'''

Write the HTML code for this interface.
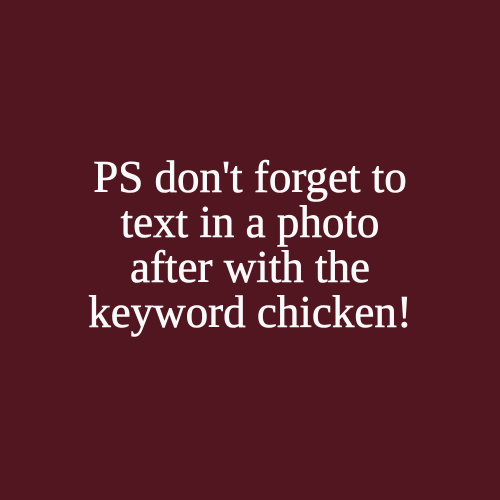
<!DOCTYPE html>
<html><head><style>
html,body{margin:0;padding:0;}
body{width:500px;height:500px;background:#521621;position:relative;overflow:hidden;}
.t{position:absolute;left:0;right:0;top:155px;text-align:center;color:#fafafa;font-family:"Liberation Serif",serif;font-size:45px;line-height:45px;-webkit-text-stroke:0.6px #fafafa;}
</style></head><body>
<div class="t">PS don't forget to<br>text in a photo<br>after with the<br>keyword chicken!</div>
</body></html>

'''

WHAT IS REQUIRED -
Return the material word for word. Pictures are not part of the copy.

WRITTEN RESPONSE -
Write the HTML code for this interface.
<!DOCTYPE html>
<html><head><style>
html,body{margin:0;padding:0;}
body{width:500px;height:500px;background:#521621;position:relative;overflow:hidden;}
.t{position:absolute;left:0;right:0;top:155px;text-align:center;color:#fafafa;font-family:"Liberation Serif",serif;font-size:45px;line-height:45px;-webkit-text-stroke:0.6px #fafafa;}
</style></head><body>
<div class="t">PS don't forget to<br>text in a photo<br>after with the<br>keyword chicken!</div>
</body></html>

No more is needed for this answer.